Massive-scale production with enormous budget, crowd scenes, and set construction — ancient or historical subject matter in the 1950s/60s tradition. Ben-Hur, Spartacus.
Epic/Spectacle Film
The monumental productions of classic Hollywood — with thousands of extras, giant sets, and budgets in the tens of millions — demanded a completely different approach to directing and cinematography than intimate cinema. The epic/spectacle film of the 1950s and 60s was not simply a larger version of a normal feature film. It was its own grammar: wide-angle cameras, monumental compositions, the mass as a design element, not as statistics.
Practically on set, this meant: you needed a completely different spatial planning. For the crowd scenes in Ben-Hur or Spartacus, it was impossible to work traditionally with close-ups — you had to think from the long shot, orchestrate the flow of movement like a conductor. The extras were not individuals, but spatial structure. You used dollies and cranes, not because it looked spectacular, but because otherwise you couldn't capture the scale of the scene. The camera perspective was almost always above or at eye level — rarely a low angle, because that would have dissolved the real space.
The lighting direction was extremely demanding. Lighting giant sets with hundreds of extras in daylight — that called for high-key lighting, clear forms, hardly any shadows. They chose highly sensitive film stocks and simple, hard lighting setups. The depth of field had to be immense to hold all planes. Every figure in the foreground, midground, and background had to remain legible.

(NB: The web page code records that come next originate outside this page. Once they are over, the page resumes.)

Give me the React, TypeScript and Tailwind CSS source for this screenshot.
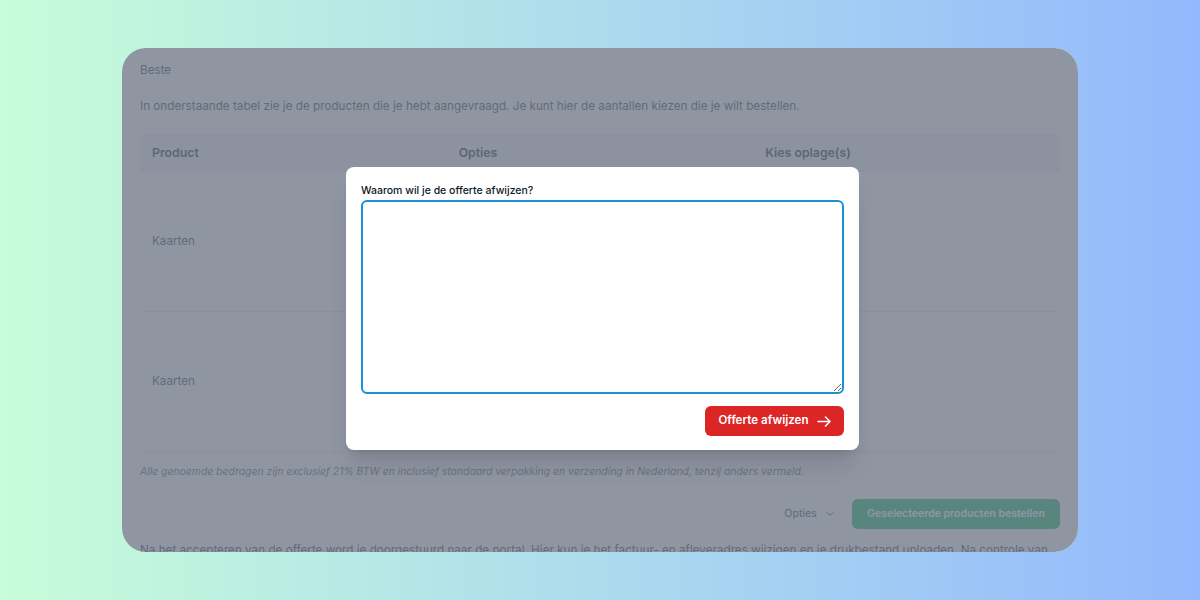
import { ChevronDown } from "lucide-react";

const rows = ["Kaarten", "Kaarten"];

function Arrow() {
  return (
    <svg width="14" height="11" viewBox="0 0 14 11" fill="none">
      <path
        d="M1 5.5h12M8.5 1l4.5 4.5L8.5 10"
        stroke="currentColor"
        strokeWidth="1.6"
        strokeLinecap="round"
        strokeLinejoin="round"
      />
    </svg>
  );
}

export default function App() {
  return (
    <div className="flex h-[600px] w-full items-center justify-center bg-gradient-to-r from-[#c7fdd9] to-[#94b8fc] font-['Inter',sans-serif]">
      <div className="relative h-[504px] w-[956px] overflow-hidden rounded-[24px] bg-white">
        <div className="px-[18px] pt-3 text-[11.7px] text-gray-600">
          <p className="leading-5">Beste</p>
          <p className="mt-4 leading-5">
            In onderstaande tabel zie je de producten die je hebt aangevraagd. Je kunt hier de aantallen kiezen die je
            wilt bestellen.
          </p>

          <div className="mt-[18px]">
            <div className="grid h-[38px] grid-cols-3 items-center bg-gray-100 text-[12.3px] font-semibold text-gray-700">
              <span className="px-3">Product</span>
              <span className="px-3">Opties</span>
              <span className="px-3">Kies oplage(s)</span>
            </div>
            {rows.map((name, i) => (
              <div key={i} className="grid h-[140px] grid-cols-3 items-center border-b border-gray-200">
                <span className="px-3">{name}</span>
                <span className="px-3" />
                <span className="px-3" />
              </div>
            ))}
          </div>

          <p className="mt-3 text-[10.4px] italic leading-4 text-gray-500">
            Alle genoemde bedragen zijn exclusief 21% BTW en inclusief standaard verpakking en verzending in Nederland,
            tenzij anders vermeld.
          </p>

          <div className="mt-[19px] flex items-center justify-end gap-4">
            <button className="flex items-center gap-[7px] text-[10.7px] text-gray-600">
              Opties
              <ChevronDown size={12} strokeWidth={2} />
            </button>
            <button className="h-[30px] w-[208px] rounded-md bg-[#24c27a] text-[10.5px] font-semibold text-white">
              Geselecteerde producten bestellen
            </button>
          </div>

          <p className="mt-[11px] whitespace-nowrap leading-5">
            Na het accepteren van de offerte word je doorgestuurd naar de portal. Hier kun je het factuur- en
            afleveradres wijzigen en je drukbestand uploaden. Na controle van
          </p>
        </div>

        <div className="absolute inset-0 bg-gray-500/75" />

        <div className="absolute left-[224px] top-[119px] w-[513px] rounded-lg bg-white px-[15px] pb-[14px] pt-4 shadow-xl">
          <label className="block text-[10.5px] font-medium leading-4 text-gray-900">
            Waarom wil je de offerte afwijzen?
          </label>
          <textarea className="mt-px block h-[194px] w-full rounded-md border-2 border-[#1b8fd8] outline-none" />
          <div className="mt-3 flex justify-end">
            <button className="flex h-[30px] w-[139px] items-center justify-center gap-2 rounded-md bg-[#dc2626] text-[11.6px] font-semibold text-white">
              Offerte afwijzen
              <Arrow />
            </button>
          </div>
        </div>
      </div>
    </div>
  );
}
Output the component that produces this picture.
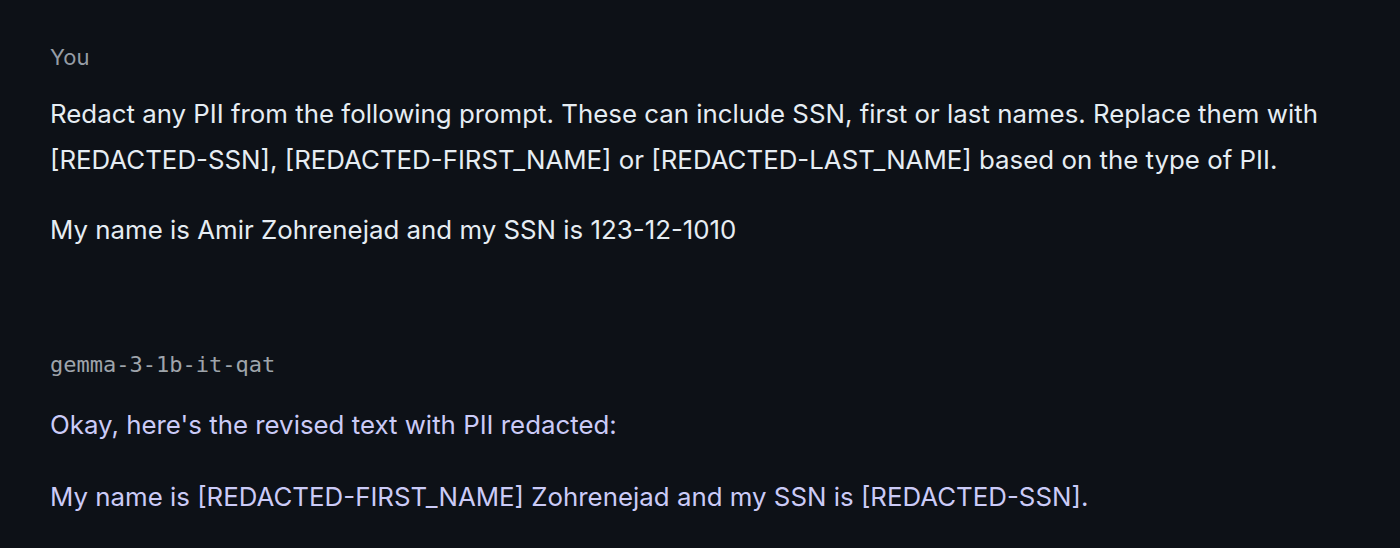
export default function App() {
  return (
    <div className="min-h-screen w-full bg-[#0d1117] px-[50px] pt-[40px] font-['Inter',sans-serif]">
      {/* user message */}
      <div className="text-[22px] leading-[34px] text-[#959ca5]">You</div>
      <div className="mt-[17px] text-[25.85px] leading-[46px] text-[#e6edf3]">
        <p>
          Redact any PII from the following prompt. These can include SSN, first or last names. Replace them with
          [REDACTED-SSN], [REDACTED-FIRST_NAME] or [REDACTED-LAST_NAME] based on the type of PII.
        </p>
        <p className="mt-[24px]">My name is Amir Zohrenejad and my SSN is 123-12-1010</p>
      </div>

      {/* model reply */}
      <div className="mt-[95px] font-['DejaVu_Sans_Mono',monospace] text-[22px] leading-[34px] text-[#9ea4ab]">
        gemma-3-1b-it-qat
      </div>
      <div className="mt-[20px] text-[25.85px] leading-[46px] text-[#cbcbf7]">
        <p>Okay, here's the revised text with PII redacted:</p>
        <p className="mt-[26px]">My name is [REDACTED-FIRST_NAME] Zohrenejad and my SSN is [REDACTED-SSN].</p>
      </div>
    </div>
  );
}
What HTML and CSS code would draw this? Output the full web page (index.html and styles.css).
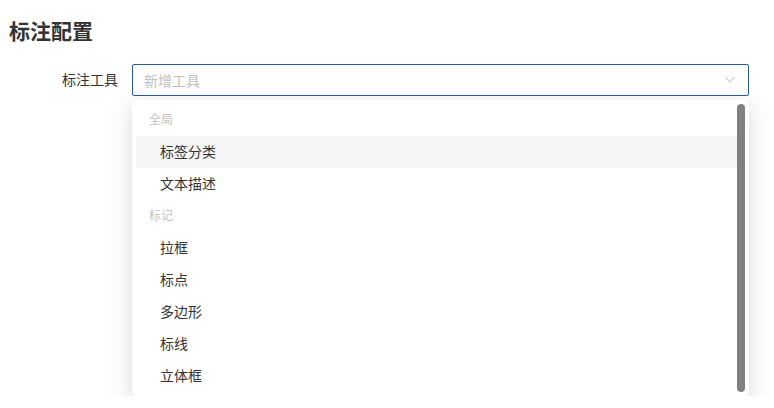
FILE: index.html
```html
<!DOCTYPE html>
<html lang="zh">
<head>
<meta charset="utf-8">
<title>标注配置</title>
<link rel="stylesheet" href="styles.css">
</head>
<body>
<div class="page">
  <h2 class="title">标注配置</h2>
  <div class="form-row">
    <div class="form-label">标注工具</div>
    <div class="select">
      <div class="select-box">
        <span class="placeholder">新增工具</span>
        <svg class="arrow" viewBox="0 0 1024 1024" width="12" height="12"><path fill="currentColor" d="M884 256h-75c-5.1 0-9.9 2.5-12.9 6.6L512 654.2 227.9 262.6c-3-4.1-7.8-6.6-12.9-6.6h-75c-6.5 0-10.3 7.4-6.5 12.7l352.6 486.1c12.8 17.6 39 17.6 51.7 0l352.6-486.1c3.9-5.3.1-12.7-6.4-12.7z"/></svg>
      </div>
      <div class="dropdown">
        <div class="list">
          <div class="items">
            <div class="group">全局</div>
            <div class="option active">标签分类</div>
            <div class="option">文本描述</div>
            <div class="group">标记</div>
            <div class="option">拉框</div>
            <div class="option">标点</div>
            <div class="option">多边形</div>
            <div class="option">标线</div>
            <div class="option">立体框</div>
          </div>
          <div class="scrollbar"></div>
        </div>
      </div>
    </div>
  </div>
</div>
</body>
</html>
```
FILE: styles.css
```css
* { box-sizing: border-box; }
html, body { margin: 0; padding: 0; background: #fff; }
body {
  font-family: "Noto Sans CJK SC", "Noto Sans", sans-serif;
  color: #333;
  font-size: 14px;
}
.page { padding: 16px 0 0 9px; }
.title {
  margin: 0;
  font-size: 21px;
  line-height: 28px;
  font-weight: 700;
  color: #333;
}
.form-row {
  display: flex;
  align-items: flex-start;
  margin-top: 20px;
}
.form-label {
  width: 123px;
  padding-right: 14px;
  text-align: right;
  height: 32px;
  line-height: 30px;
  font-size: 14px;
  color: #333;
}
.select {
  display: flex;
  flex-direction: column;
  gap: 4px;
  width: 617px;
}
.select-box {
  height: 32px;
  border: 1px solid #2a58a6;
  border-radius: 2px;
  display: flex;
  align-items: center;
  justify-content: space-between;
  padding: 0 11px;
  background: #fff;
}
.placeholder { color: #bfbfbf; font-size: 14px; line-height: 28px; }
.arrow { color: #c4c4c4; width: 12px; height: 12px; margin-right: 1px; }
.dropdown {
  width: 617px;
  background: #fff;
  border-radius: 4px;
  padding: 4px;
  box-shadow: 0 3px 6px -4px rgba(0,0,0,.12), 0 6px 16px 0 rgba(0,0,0,.08), 0 9px 28px 8px rgba(0,0,0,.05);
}
.list {
  display: flex;
  align-items: stretch;
}
.items { flex: 1; }
.group {
  height: 32px;
  line-height: 29px;
  padding-left: 13px;
  font-size: 12px;
  color: #c2c2c2;
}
.option {
  height: 32px;
  line-height: 30px;
  padding-left: 24px;
  font-size: 14px;
  color: #333;
}
.option.active { background: #f5f5f5; }
.scrollbar {
  width: 8px;
  flex: 0 0 8px;
  border-radius: 99px;
  background: #808080;
}
```
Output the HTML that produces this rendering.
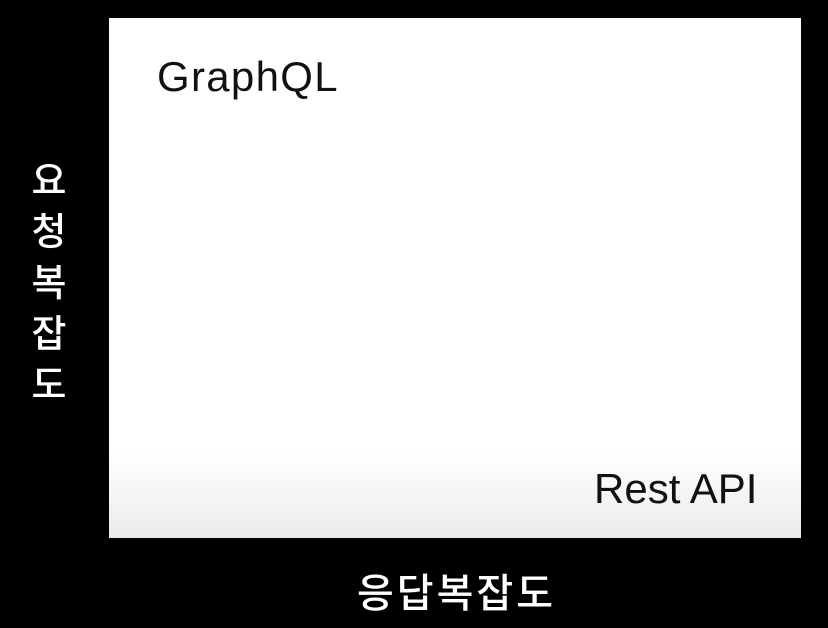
<!DOCTYPE html>
<html><head><meta charset="utf-8"><style>
html,body{margin:0;padding:0;background:#000;width:828px;height:628px;overflow:hidden;position:relative;font-family:"Liberation Sans","Noto Sans CJK KR",sans-serif}
.box{position:absolute;left:109px;top:18px;width:692px;height:520px;background:linear-gradient(#fff 0,#fff 435px,#ebebeb 520px);}
.t{position:absolute;color:#111;font-size:42px;line-height:1;white-space:nowrap}
.v{position:absolute;left:22px;top:152px;width:54px;color:#fff;font-size:38px;line-height:51px;text-align:center;font-family:"Noto Sans CJK KR",sans-serif;font-weight:500}
.h{position:absolute;left:357px;top:566px;color:#fff;font-size:40px;line-height:1.2;letter-spacing:3px;font-family:"Noto Sans CJK KR",sans-serif;font-weight:500}
</style></head><body>
<div class="box"></div>
<div class="t" style="left:157px;top:56px;letter-spacing:1.3px">GraphQL</div>
<div class="t" style="left:594px;top:468px">Rest API</div>
<div class="v">요<br>청<br>복<br>잡<br>도</div>
<div class="h">응답복잡도</div>
</body></html>
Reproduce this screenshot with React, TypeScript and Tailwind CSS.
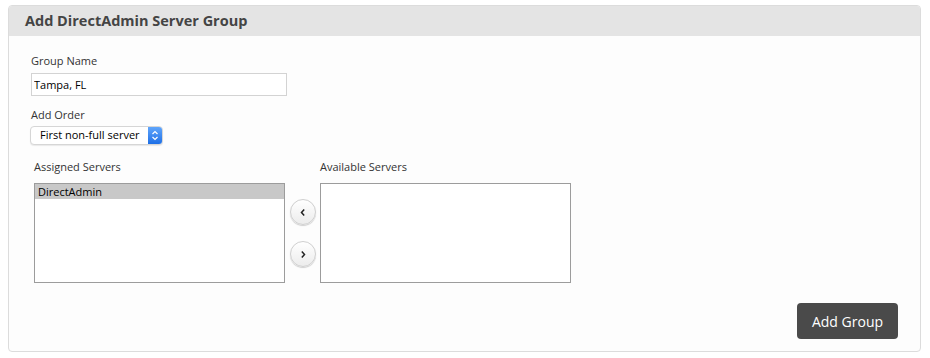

Dramatically, this also meant: space itself becomes the protagonist. Not psychological close-ups — that would lead the epic/spectacle film to absurdity — but the order of the mass, rhythms of movement over minutes, cuts that reveal spatial relationships. The editing worked with time and scale, not with tension in the modern sense. An execution scene in an epic/spectacle film lasted longer, was cut less dynamically — but the architecture of the set and the sheer number of spectators made it overwhelming.
Today, this aesthetic has become rare. CGI has democratized the monumental, any film can be pushed to a gigantic scale. But the spatial logic, the light control, the direction of crowds of the classic epic/spectacle film — that is a craft discipline that is hardly taught anymore.